Chloe Kelly was less effective out on the other flank, so there’s still a little ambiguity over exactly what that front four will look like next year. Lauren James — arguably the form player in the Women’s Super League — replaced Kelly on the stroke of full-time, so there were only fleeting glimpses of her ability, but she remains firmly in the mix to force a starting spot if she continues this trajectory and Wiegman opts to continue with Russo in the super-sub role and Hemp as their long-term striker.
The defence looked a little disorganised at times. Their tendency to continue passing the ball out and building the attack slowly from the back backfired against the USWNT as Millie Bright’s pass to Stanway put her under pressure and the outstanding Sophie Smith gladly took the opportunity to draw the match level. While Bright is a certain starter, as are Lucy Bronze and Williamson (who will slot straight back in when fit), and Rachel Daly did well at left-back. There are times you wonder whether she’d be better used farther up the field, where she has played so well for Aston Villa this season. But as her goal-saving, crunching tackle on Trinity Rodman in the second half proved, she’s still as dependable as ever.
Sarina Wiegman has the European champions playing with confidence. Sarah Stier – UEFA/UEFA via Getty Images
England do still need to fine-tune their method of restarting from the back. There was a moment late in the second half when Walsh managed to play her way out of trouble after it looked briefly precarious. “I was not calm at all,” Wiegman said afterwards, smiling. “We want to stay on the ball, but this is a little deep! I would prefer her to do it a little higher in the pitch.”
Of the youngsters breaking through in defence, Jess Parker missed out on this match through injury, but she’ll emerge to put pressure on Bronze at right-back, while Wiegman will use the next 10 months to try out different options, with the likes of Esme Morgan, Lotte Wubben-Moy and Maya Le Tissier waiting in the wings.

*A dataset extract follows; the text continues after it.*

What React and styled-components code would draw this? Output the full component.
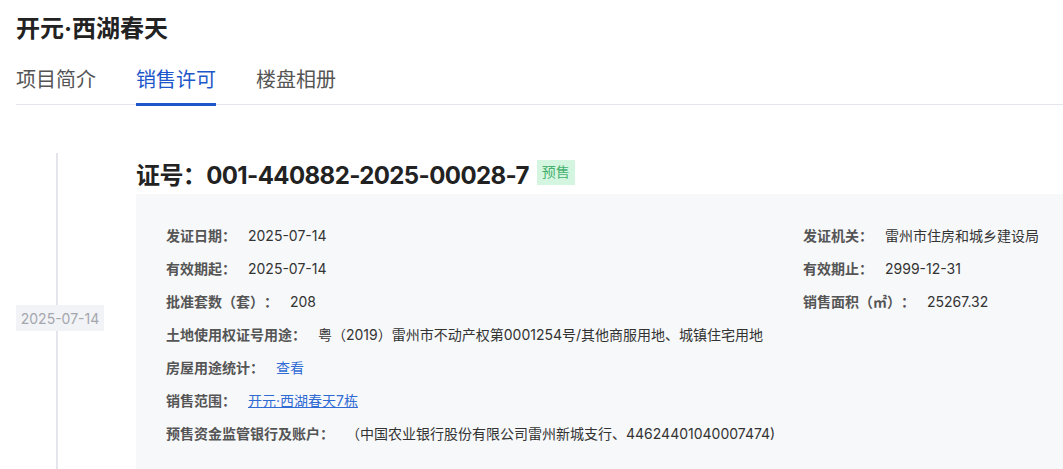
import React from 'react';
import styled, { createGlobalStyle } from 'styled-components';

const GlobalStyle = createGlobalStyle`
  html, body {
    margin: 0;
    padding: 0;
    background: #ffffff;
    overflow: hidden;
  }
  body {
    font-family: Inter, 'Noto Sans CJK SC', sans-serif;
    color: #333333;
    text-spacing-trim: space-all;
  }
`;

const Page = styled.div`
  padding: 0 0 0 16px;
  width: 1047px;
`;

const Title = styled.h1`
  margin: 0;
  height: 52px;
  display: flex;
  align-items: center;
  font-size: 24px;
  font-weight: 700;
  color: #222222;
`;

const Tabs = styled.div`
  display: flex;
  gap: 40px;
  border-bottom: 1px solid #e5e6eb;
`;

const Tab = styled.div`
  position: relative;
  height: 52px;
  display: flex;
  align-items: center;
  font-size: 20px;
  color: ${(p) => (p.$active ? '#1d57c9' : '#555555')};
  &::after {
    content: '';
    display: ${(p) => (p.$active ? 'block' : 'none')};
    position: absolute;
    left: 0;
    right: 0;
    bottom: -2px;
    height: 3px;
    background: #1d57c9;
  }
`;

const Timeline = styled.div`
  margin-top: 48px;
`;

const Item = styled.div`
  display: flex;
`;

const DateCol = styled.div`
  position: relative;
  flex: 0 0 120px;
  display: flex;
  align-items: center;
  &::before {
    content: '';
    position: absolute;
    left: 40px;
    top: 0;
    bottom: 0;
    width: 2px;
    background: #e5e6eb;
  }
`;

const DateTag = styled.span`
  position: relative;
  width: 88px;
  height: 26px;
  margin-top: -6px;
  display: flex;
  align-items: center;
  justify-content: center;
  background: #f2f3f7;
  color: #a3a6ad;
  font-size: 14px;
`;

const Body = styled.div`
  flex: 1;
`;

const Head = styled.div`
  height: 41px;
  display: flex;
  align-items: center;
  gap: 8px;
`;

const CertNo = styled.h2`
  margin: 0;
  font-size: 24px;
  font-weight: 700;
  letter-spacing: -0.6px;
  color: #222222;
`;

const Badge = styled.span`
  margin-top: -2px;
  padding: 1px 5px 2px;
  font-size: 14px;
  line-height: 22px;
  color: #46b06e;
  background: #d4f6e0;
`;

const Panel = styled.div`
  background: #f7f8fa;
  padding: 31px 0 44px 30px;
  display: grid;
  grid-template-columns: 637px 1fr;
  row-gap: 11px;
`;

const Field = styled.div`
  grid-column: ${(p) => (p.$wide ? '1 / -1' : 'auto')};
  display: flex;
  font-size: 14px;
  line-height: 22px;
  white-space: nowrap;
`;

const Label = styled.span`
  font-weight: 600;
  color: #555555;
  margin-right: 12px;
`;

const Value = styled.span`
  color: #333333;
`;

const Link = styled.a`
  color: #2f6bd3;
  text-decoration: ${(p) => (p.$underline ? 'underline' : 'none')};
  cursor: pointer;
`;

const fields = [
  { label: '发证日期：', value: '2025-07-14' },
  { label: '发证机关：', value: '雷州市住房和城乡建设局' },
  { label: '有效期起：', value: '2025-07-14' },
  { label: '有效期止：', value: '2999-12-31' },
  { label: '批准套数（套）：', value: '208' },
  { label: '销售面积（㎡）：', value: '25267.32' },
];

export default function App() {
  return (
    <>
      <GlobalStyle />
      <Page>
        <Title>开元·西湖春天</Title>
        <Tabs>
          <Tab>项目简介</Tab>
          <Tab $active>销售许可</Tab>
          <Tab>楼盘相册</Tab>
        </Tabs>
        <Timeline>
          <Item>
            <DateCol>
              <DateTag>2025-07-14</DateTag>
            </DateCol>
            <Body>
              <Head>
                <CertNo>证号：001-440882-2025-00028-7</CertNo>
                <Badge>预售</Badge>
              </Head>
              <Panel>
                {fields.map((f) => (
                  <Field key={f.label}>
                    <Label>{f.label}</Label>
                    <Value>{f.value}</Value>
                  </Field>
                ))}
                <Field $wide>
                  <Label>土地使用权证号用途：</Label>
                  <Value>粤（2019）雷州市不动产权第0001254号/其他商服用地、城镇住宅用地</Value>
                </Field>
                <Field $wide>
                  <Label>房屋用途统计：</Label>
                  <Link>查看</Link>
                </Field>
                <Field $wide>
                  <Label>销售范围：</Label>
                  <Link $underline>开元·西湖春天7栋</Link>
                </Field>
                <Field $wide>
                  <Label>预售资金监管银行及账户：</Label>
                  <Value>（中国农业银行股份有限公司雷州新城支行、44624401040007474)</Value>
                </Field>
              </Panel>
            </Body>
          </Item>
        </Timeline>
      </Page>
    </>
  );
}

“We have 10 months [before the World Cup]. We have next Tuesday and then November camp and Arnold Clark in April,” Wiegman said. “We took this moment [against the U.S.] to take another starting point. We wanted to see where we are and then take it from there. We want to add more to our game. We are in a pretty good place, but we want to add more to our game.”
There were none of the anthems from the summer played at Wembley on Friday night. The only rendition of “Sweet Caroline” — the song that accompanied England’s win in the summer — came from the stands, rather than prompted by playlist. It was like a clean break between one success and the process of ushering in another. When we look back on this match in 10 months’ time, if England end up victors, this will be a key moment in their growth. This was a night when they proved to themselves they could beat the best in the world.
“It’s a thin line between winning and losing,” Wiegman said. “We showed ourselves that we can do it, and that brings confidence. “You are the best team in the world when you’ve won the World Cup, and we didn’t. [But] it’s so close — there are so many good countries, and it’s tight. You have to be a little lucky when you go into a World Cup — you need to have everyone fit and available. You’ve seen our team grow very much, and that’s nice to see — but we take out some things out of this that we really need to do better.”